Business Careers will change its name to Northside School of Innovation, Technology, and Entrepreneurship, or NSITE, starting next school year. The NISD school board and BC administration announced the change on Oct. 24.
ABOVE: Business Careers freshmen work on their school-assigned laptops in pre-AP BC English teacher Briton Merkley’s seventh period class. BC freshmen will graduate as NSITE freshmen after the name change for the school goes into place next year, as the magnet school attempts to more accurately depict the work they do with technology and other fields.
Many students expressed confusion in person and on social media as to why the magnet school, after years of operation as Business Careers High School, was soon to change, causing a rise of rumors and reaction.
Business Careers Principal Randolph Neuenfeldt confirmed that the only students to be affected by the change are the current freshmen. No other students will experience major changes. The change of Business Careers to NSITE will start at the beginning of the 2019-2020 school year. He addressed questions and concerns and explained the need for the change.
“The name change is something that came up from an entire process that started about a year ago,” Neuenfeldt said. “Between administration, staff, students, parents, people from our board, we came together in a group, looking at, ‘what is Business Careers? What are the things that define us as a school?’”
Neuenfeldt believes those questions lead to the realization that a name change was necessary.
“The name ‘Business Careers’ was incredibly accurate for when the school opened in 1991,” Neuenfeldt said. “However, when you look at what we do today in the program, more than half of our students are studying things in the IT field.”
He explained how the process required lots of time and decision making to narrow everything down to key points.
“What we came up with was technology, programing, cybersecurity education, and we came up with entrepreneurship because when we teach business and finance, it is a model of learning by doing,” Neuenfeldt said. “It is more than just sitting in a classroom and learning things through a textbook.”
The changes will allow future seniors to participate in a year-long project, letting them come together to create a business of their own to understand firsthand what it is like to own a company, according to Neuenfeldt.

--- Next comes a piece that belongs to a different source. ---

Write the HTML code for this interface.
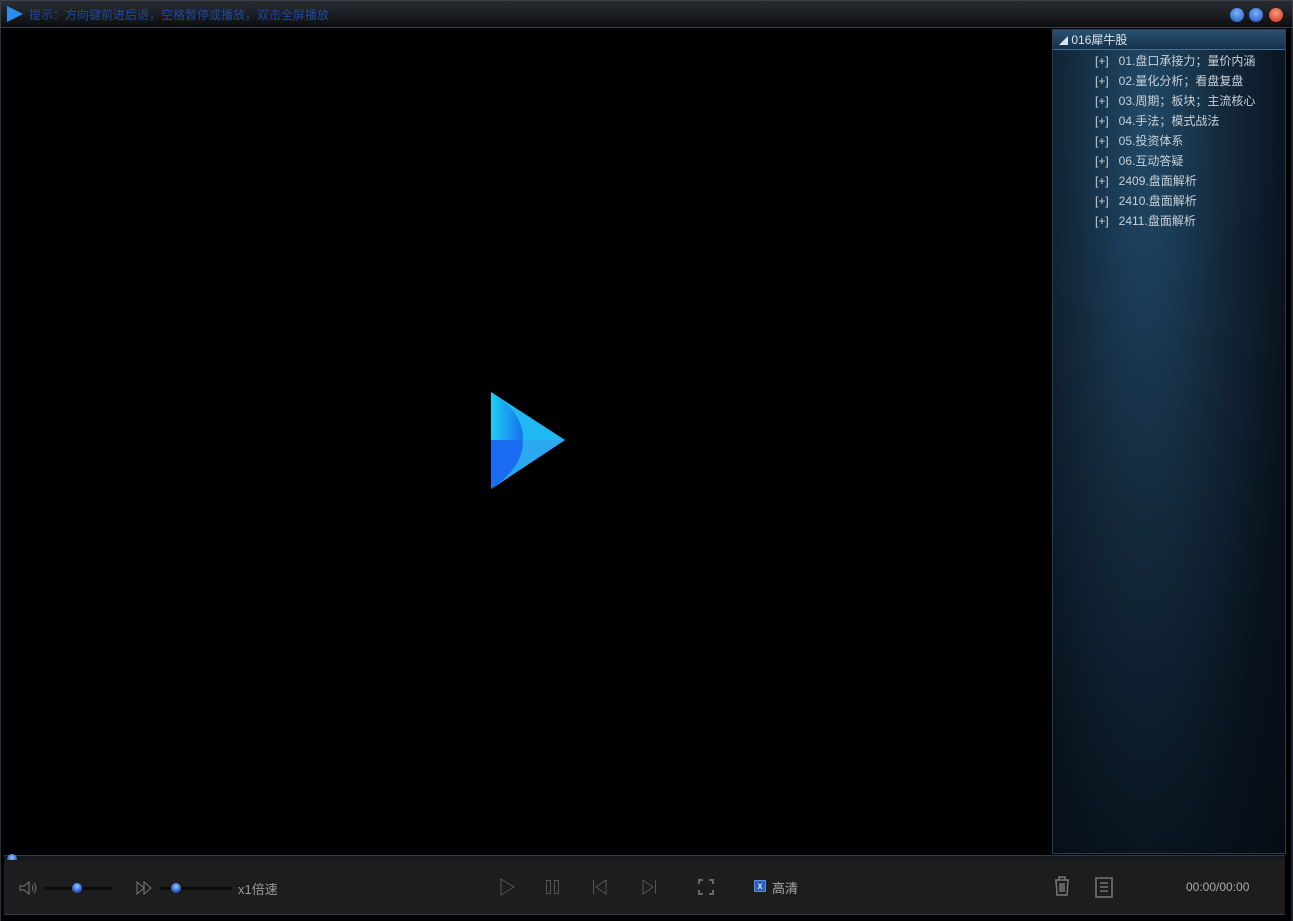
<!DOCTYPE html>
<html><head><meta charset="utf-8"><style>
*{margin:0;padding:0;box-sizing:border-box}
body{width:1293px;height:921px;background:#000;position:relative;overflow:hidden;font-family:"Liberation Sans","Noto Sans CJK SC",sans-serif}
.t{position:absolute}
#title{left:0;top:0;width:1293px;height:28px;background:linear-gradient(#2a2e34,#0c0d10);border:1px solid #3a3f48}
#panel{left:1052px;top:29px;width:234px;height:825px;border:1px solid #2c3e4e;background:radial-gradient(ellipse at 40% 10%,#224a68 0%,#13293c 40%,#08121c 75%,#060c14 100%)}
#ph{left:0;top:0;width:232px;height:20px;background:linear-gradient(#2a5272,#163048);border-bottom:1px solid #4a7090;color:#d8e4ee;font-size:12px;line-height:20px;padding-left:6px}
.it{position:absolute;left:42px;color:#c8d0d8;font-size:12px;white-space:pre}
#bar{left:4px;top:860px;width:1281px;height:55px;background:#1d1d1d;border-bottom:1px solid #2a3850}
.knob{position:absolute;width:10px;height:10px;border-radius:50%;background:radial-gradient(circle at 50% 35%,#9cc4ff,#2a62d0 60%,#1a3a90)}
.trk{position:absolute;height:3px;background:#0c0c0c;border-radius:2px}
.dot{position:absolute;top:7px;width:14px;height:14px;border-radius:50%}
</style></head><body>
<div id="title" class="t">
<svg class="t" style="left:5px;top:5px" width="18" height="16"><polygon points="1,0 17,8 1,16" fill="#2a8ef0"/></svg>
<div class="t" style="left:28px;top:5px;font-size:12px;color:#1c4a9c">提示：方向键前进后退，空格暂停或播放，双击全屏播放</div>
<div class="dot" style="left:1229px;background:radial-gradient(circle at 50% 35%,#7ab0ff,#1e56b8)"></div>
<div class="dot" style="left:1248px;background:radial-gradient(circle at 50% 35%,#7ab0ff,#1e56b8)"></div>
<div class="dot" style="left:1268px;background:radial-gradient(circle at 50% 35%,#ff9a7a,#c82a1a)"></div>
</div>
<div class="t" style="left:0;top:28px;width:1px;height:893px;background:#2a3040"></div>
<div class="t" style="right:0;top:28px;width:2px;height:893px;background:#1c2230"></div>
<svg class="t" style="left:490px;top:391px" width="76" height="100">
<defs><linearGradient id="a" x1="0" y1="0" x2="1" y2="0"><stop offset="0" stop-color="#1ad0f0"/><stop offset="1" stop-color="#1a70f0"/></linearGradient></defs>
<polygon points="1,1 75,49 1,98" fill="#20b8f0"/>
<path d="M1,1 Q34,22 33,49 L1,49Z" fill="url(#a)"/>
<path d="M1,49 L33,49 Q34,76 1,98Z" fill="#1a6cf0"/>
<path d="M33,49 L75,49 L1,98 Q34,76 33,49Z" fill="#2aa8f0"/>
</svg>
<div id="panel" class="t">
<div id="ph" class="t"><span style="font-size:9px">◢</span> 016犀牛股</div>
<div class="it" style="top:22px">[+]   01.盘口承接力；量价内涵</div>
<div class="it" style="top:42px">[+]   02.量化分析；看盘复盘</div>
<div class="it" style="top:62px">[+]   03.周期；板块；主流核心</div>
<div class="it" style="top:82px">[+]   04.手法；模式战法</div>
<div class="it" style="top:102px">[+]   05.投资体系</div>
<div class="it" style="top:122px">[+]   06.互动答疑</div>
<div class="it" style="top:142px">[+]   2409.盘面解析</div>
<div class="it" style="top:162px">[+]   2410.盘面解析</div>
<div class="it" style="top:182px">[+]   2411.盘面解析</div>
</div>
<div class="t" style="left:4px;top:855px;width:1281px;height:5px;background:#15181e;border-top:1px solid #2c3a4c"></div>
<div class="knob" style="left:7px;top:854px"></div>
<div id="bar" class="t">
<svg class="t" style="left:15px;top:21px" width="20" height="14" fill="none" stroke="#777" stroke-width="1"><path d="M1,5 H5 L10,1 V13 L5,9 H1Z M13,4 Q15,7 13,10 M15,2 Q19,7 15,12"/></svg>
<div class="trk" style="left:40px;top:27px;width:68px"></div>
<div class="knob" style="left:68px;top:23px"></div>
<svg class="t" style="left:132px;top:21px" width="18" height="14" fill="none" stroke="#777"><path d="M1,1 L8,7 L1,13Z M8,1 L15,7 L8,13Z"/></svg>
<div class="trk" style="left:156px;top:27px;width:72px"></div>
<div class="knob" style="left:167px;top:23px"></div>
<div class="t" style="left:234px;top:19px;font-size:13px;color:#999">x1倍速</div>
<svg class="t" style="left:496px;top:18px" width="16" height="18" fill="none" stroke="#555"><path d="M1,1 L14,9 L1,17Z"/></svg>
<svg class="t" style="left:541px;top:19px" width="16" height="16" fill="none" stroke="#555"><rect x="1.5" y="1.5" width="4" height="13"/><rect x="9.5" y="1.5" width="4" height="13"/></svg>
<svg class="t" style="left:588px;top:19px" width="16" height="16" fill="none" stroke="#555"><path d="M1.5,1 V15 M14,1 L4,8 L14,15Z"/></svg>
<svg class="t" style="left:637px;top:19px" width="16" height="16" fill="none" stroke="#555"><path d="M14.5,1 V15 M2,1 L12,8 L2,15Z"/></svg>
<svg class="t" style="left:694px;top:19px" width="16" height="16" fill="none" stroke="#666" stroke-width="2"><path d="M1,5 V1 H5 M11,1 H15 V5 M15,11 V15 H11 M5,15 H1 V11"/></svg>
<div class="t" style="left:750px;top:20px;width:12px;height:12px;background:#2a60b8;color:#fff;font-size:10px;line-height:12px;text-align:center;border:1px solid #5a8ad8">x</div>
<div class="t" style="left:768px;top:18px;font-size:13px;color:#aaa">高清</div>
<svg class="t" style="left:1049px;top:15px" width="18" height="22" fill="none" stroke="#777" stroke-width="1.5"><path d="M2,5 H16 M6,5 V2 H12 V5 M3,5 L4,20 H14 L15,5 M7,8 V17 M9,8 V17 M11,8 V17"/></svg>
<svg class="t" style="left:1091px;top:17px" width="18" height="21" fill="none" stroke="#777" stroke-width="1.5"><rect x="1" y="1" width="16" height="19"/><path d="M5,6 H13 M5,10 H13 M5,14 H13"/></svg>
<div class="t" style="left:1182px;top:20px;font-size:12px;color:#aaa">00:00/00:00</div>
</div>
</body></html>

“All students, which is our entrepreneurship, programming and cyber security, are going to come together in a senior capstone course,” Neuenfeldt said. “It will give students an opportunity to run a virtual business, and throughout the course of an entire year, your business is going to start from ground zero. You are going to identify what service or product you offer, you are going to apply for and assume roles of the company, whether you are the CEO, CFO, the HR department, accounting, if you’re building the website, part of the marketing team, or IT. It provides really valuable experience in a number of ways.”
For current Business Careers students, the looming change raise a number of potential worries and questions, which Neuenfeldt addresses.
“One of the misconceptions with this is when something changes, something is wrong. That is not the case at all,” he said. “The change is because we are so proud of what we are doing. We want to convey that to the community better.”
As far as students currently enrolled at Business Careers students are concerned, not much will change practically besides the name.
“The changes curriculum-wise are going to be large by the time our current freshmen are seniors, but for our sophomores up, not much is going to change,” Neuenfeldt said. “That should ease a lot of concerns that people have.”
Many current BC juniors wonder if even after attending Business Careers for three years, they will have to graduate under the name “NSITE” next year. Neuenfeldt addressed these concerns directly.
“I am working so that next year when the juniors graduate, it will be a Business Careers graduation and Business Careers will be on your diploma,” Neuenfeldt said. “It’s not final, but when it is, I will share it with all the juniors.”
Neuenfeldt further reassures current Business Careers students that they have nothing to worry about.
“The intention is not to turn your world upside down,” he said. “The intention is that from this point moving forward, we are more efficient in marketing what we do to the community, and that we send a really clear message of who we are, what we do well, and who we are here to serve.”